--- start Records for this task ---

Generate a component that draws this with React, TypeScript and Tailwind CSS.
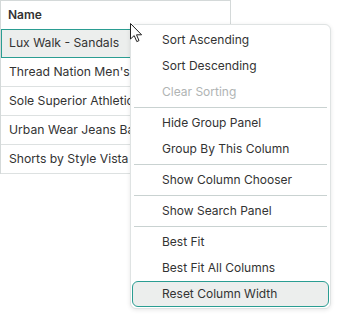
const rows = [
  'Lux Walk - Sandals',
  "Thread Nation Men's Shirts",
  'Sole Superior Athletic Shoes',
  'Urban Wear Jeans Basics',
  'Shorts by Style Vista',
];

type Entry = { label: string; disabled?: boolean; active?: boolean } | 'sep';

const menu: Entry[] = [
  { label: 'Sort Ascending' },
  { label: 'Sort Descending' },
  { label: 'Clear Sorting', disabled: true },
  'sep',
  { label: 'Hide Group Panel' },
  { label: 'Group By This Column' },
  'sep',
  { label: 'Show Column Chooser' },
  'sep',
  { label: 'Show Search Panel' },
  'sep',
  { label: 'Best Fit' },
  { label: 'Best Fit All Columns' },
  { label: 'Reset Column Width', active: true },
];

function Cursor() {
  return (
    <svg width="13" height="20" viewBox="0 0 13 20" className="absolute left-[130px] top-[23px]">
      <path
        d="M0.5 0.5 L0.5 16 L4.2 12.6 L6.8 18.6 L9 17.6 L6.5 11.8 L11.6 11.8 Z"
        fill="#fff"
        stroke="#222"
        strokeWidth="1"
        strokeLinejoin="round"
      />
    </svg>
  );
}

export default function App() {
  return (
    <div className="relative w-[350px] h-[324px] bg-white font-['Inter',sans-serif] text-[#333]">
      <div className="w-[231px] border border-[#d4d9d9] border-b-0">
        <div className="h-[28px] px-[7px] flex items-center text-[12px] font-semibold text-[#333]">Name</div>
        {rows.map((r, i) => (
          <div
            key={r}
            className={
              i === 0
                ? 'h-[29px] px-[7px] flex items-center text-[12.2px] bg-[#eceeed] border border-[#2a9d92] whitespace-nowrap overflow-hidden'
                : 'h-[29px] px-[8px] flex items-center text-[12.2px] border-b border-[#dde1e1] whitespace-nowrap overflow-hidden'
            }
          >
            {r}
          </div>
        ))}
      </div>

      <div className="absolute left-[130px] top-[24px] w-[201px] bg-white border border-[#dfe3e3] rounded-[6px] shadow-[0_1px_4px_rgba(0,0,0,0.10)] pt-[2px] pb-[1px] px-[1px]">
        {menu.map((m, i) =>
          m === 'sep' ? (
            <div key={i} className="mx-[2px] mt-[2px] mb-[2px] h-px bg-[#c9d2d1]" />
          ) : m.active ? (
            <div
              key={i}
              className="h-[26px] pl-[29px] flex items-center text-[12px] whitespace-nowrap text-[#333] bg-[#eceeed] border border-[#2a9d92] rounded-[6px]"
            >
              {m.label}
            </div>
          ) : (
            <div
              key={i}
              className={
                'h-[26px] pl-[30px] flex items-center text-[12px] whitespace-nowrap ' +
                (m.disabled ? 'text-[#b0b4b4]' : 'text-[#333]')
              }
            >
              {m.label}
            </div>
          )
        )}
      </div>

      <Cursor />
    </div>
  );
}
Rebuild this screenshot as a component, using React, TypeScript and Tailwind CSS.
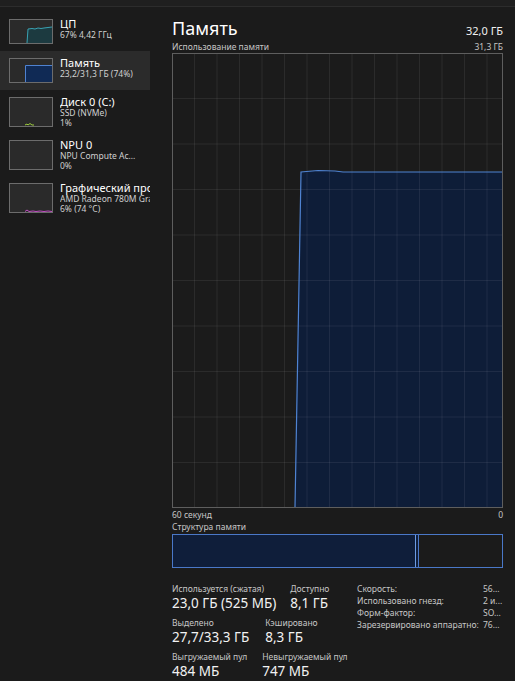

--- end Records for this task ---

The request >>
Omit the pictures, and quote the material above exactly as given.

The result >>
Generate a component that draws this with React, TypeScript and Tailwind CSS.
const rows = [
  'Lux Walk - Sandals',
  "Thread Nation Men's Shirts",
  'Sole Superior Athletic Shoes',
  'Urban Wear Jeans Basics',
  'Shorts by Style Vista',
];

type Entry = { label: string; disabled?: boolean; active?: boolean } | 'sep';

const menu: Entry[] = [
  { label: 'Sort Ascending' },
  { label: 'Sort Descending' },
  { label: 'Clear Sorting', disabled: true },
  'sep',
  { label: 'Hide Group Panel' },
  { label: 'Group By This Column' },
  'sep',
  { label: 'Show Column Chooser' },
  'sep',
  { label: 'Show Search Panel' },
  'sep',
  { label: 'Best Fit' },
  { label: 'Best Fit All Columns' },
  { label: 'Reset Column Width', active: true },
];

function Cursor() {
  return (
    <svg width="13" height="20" viewBox="0 0 13 20" className="absolute left-[130px] top-[23px]">
      <path
        d="M0.5 0.5 L0.5 16 L4.2 12.6 L6.8 18.6 L9 17.6 L6.5 11.8 L11.6 11.8 Z"
        fill="#fff"
        stroke="#222"
        strokeWidth="1"
        strokeLinejoin="round"
      />
    </svg>
  );
}

export default function App() {
  return (
    <div className="relative w-[350px] h-[324px] bg-white font-['Inter',sans-serif] text-[#333]">
      <div className="w-[231px] border border-[#d4d9d9] border-b-0">
        <div className="h-[28px] px-[7px] flex items-center text-[12px] font-semibold text-[#333]">Name</div>
        {rows.map((r, i) => (
          <div
            key={r}
            className={
              i === 0
                ? 'h-[29px] px-[7px] flex items-center text-[12.2px] bg-[#eceeed] border border-[#2a9d92] whitespace-nowrap overflow-hidden'
                : 'h-[29px] px-[8px] flex items-center text-[12.2px] border-b border-[#dde1e1] whitespace-nowrap overflow-hidden'
            }
          >
            {r}
          </div>
        ))}
      </div>

      <div className="absolute left-[130px] top-[24px] w-[201px] bg-white border border-[#dfe3e3] rounded-[6px] shadow-[0_1px_4px_rgba(0,0,0,0.10)] pt-[2px] pb-[1px] px-[1px]">
        {menu.map((m, i) =>
          m === 'sep' ? (
            <div key={i} className="mx-[2px] mt-[2px] mb-[2px] h-px bg-[#c9d2d1]" />
          ) : m.active ? (
            <div
              key={i}
              className="h-[26px] pl-[29px] flex items-center text-[12px] whitespace-nowrap text-[#333] bg-[#eceeed] border border-[#2a9d92] rounded-[6px]"
            >
              {m.label}
            </div>
          ) : (
            <div
              key={i}
              className={
                'h-[26px] pl-[30px] flex items-center text-[12px] whitespace-nowrap ' +
                (m.disabled ? 'text-[#b0b4b4]' : 'text-[#333]')
              }
            >
              {m.label}
            </div>
          )
        )}
      </div>

      <Cursor />
    </div>
  );
}
Rebuild this screenshot as a component, using React, TypeScript and Tailwind CSS.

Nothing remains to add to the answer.